The branch review should ensure that the prototype meets functionality requirements, and can meet known scalability requirements in production use. It doesn't need to address code style, issues with tests (although ideas for tests are good to capture), etc.

Refs

Subtasks

Task #7371: Write minimal AzureBlobVolumeResolvedTom Clegg

Task #7373: Test with a real containerResolvedTom Clegg

Task #7372: Stub Azure services for testsResolvedTom Clegg

Task #7379: Deal with Delete racesResolvedTom Clegg

Task #7380: Add install docs or wiki pageClosedTom Clegg


Related issues

Blocks Arvados - Feature #7159: [Keep] Implement an Azure blob storage volume in keepstoreResolved08/28/2015

Associated revisions

Revision 2c07efe6
Added by Tom Clegg about 6 years ago

Merge branch '7241-azure-blob-volume' closes #7241

History

#1 Updated by Brett Smith about 6 years ago

  • Description updated (diff)
  • Category set to Keep

#2 Updated by Brett Smith about 6 years ago

  • Story points set to 5.0

Arbitrarily assigning five because we expect one engineer to do this and no other stories for a sprint.

#3 Updated by Brett Smith about 6 years ago

  • Assigned To set to Tom Clegg

#4 Updated by Tom Clegg about 6 years ago

  • Status changed from New to In Progress

#5 Updated by Tom Clegg about 6 years ago

Progress so far, at da74a60:
  • GET, PUT, and index work against real Azure service.
TODO:
  • Test with multiple volumes & volume types (e.g., make sure flag parsing isn't broken).
  • Make generic volume tests pass (implement the mock Azure service).
  • Heed readonly flag.
  • Handle races between Delete and Touch/Put as required by Volume interface spec.
  • Handle races between concurrent Puts. (Specifically make sure "create blob + die before committing" doesn't delete a blob that was just written here by another goroutine/process.)
  • Write setup/usage notes on wiki. Using Keep with Azure Storage?

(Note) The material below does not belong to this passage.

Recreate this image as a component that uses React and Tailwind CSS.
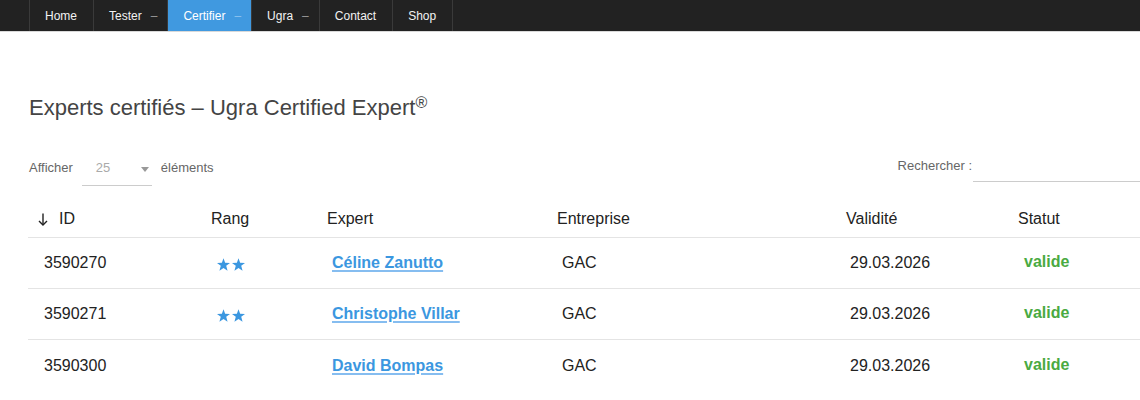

#6 Updated by Tom Clegg about 6 years ago

  • Description updated (diff)

#7 Updated by Peter Amstutz about 6 years ago

  • azureVolumeAdder.Set() needs to check that azureStorageAccountName was provided.
  • Under what circumstances is io.ErrUnexpectedEOF acceptable? Presumably that occurs on a short read. Is the assumption that we don't know if the block is bad or not, so it will be caught further up the stack when it checks the MD5 sum?
  • I did some digging into the distinction between "Block Blobs", "Page blobs" and "Append blobs":
    • It looks like a "block blob" is similar to how we define a file in a Keep manifest; the blob is chunked into a list of N blocks up to 4MiB in size, where individual blocks are identified by "blockid".
    • "Page blobs" are basically block devices (in the Unix sense) that are addressed by offset. When creating a new page blob we can supply up to 1 TiB of data, subsequent updates can be up to 4MiB at a time.
    • "Append blobs" start out empty and accept 4 MiB writes added to the end.
  • After a careful reading of the REST API I think there's a better way to create the block blob using a single PUT API call instead of 3 API calls: https://msdn.microsoft.com/en-us/library/azure/dd179451.aspx however it doesn't look like it is supported by the Go SDK!
  • There's an official stub service for blob store testing: https://azure.microsoft.com/en-us/documentation/articles/storage-use-emulator/ but I assume it only runs on Windows
  • A better way to implement Touch() might be to use Set Blob Properties https://msdn.microsoft.com/en-us/library/azure/ee691966.aspx with x-ms-sequence-number-action: increment
  • The DELETE method https://msdn.microsoft.com/en-us/library/azure/dd179413.aspx supports conditional headers https://msdn.microsoft.com/en-us/library/azure/dd179371.aspx to solve the race between Put/Touch/Delete

#8 Updated by Peter Amstutz about 6 years ago

Using PutBlock() (instead of PUT blob) we can't write more than 4 MiB at a time:
(this is uploading a 37 MiB file as a block:)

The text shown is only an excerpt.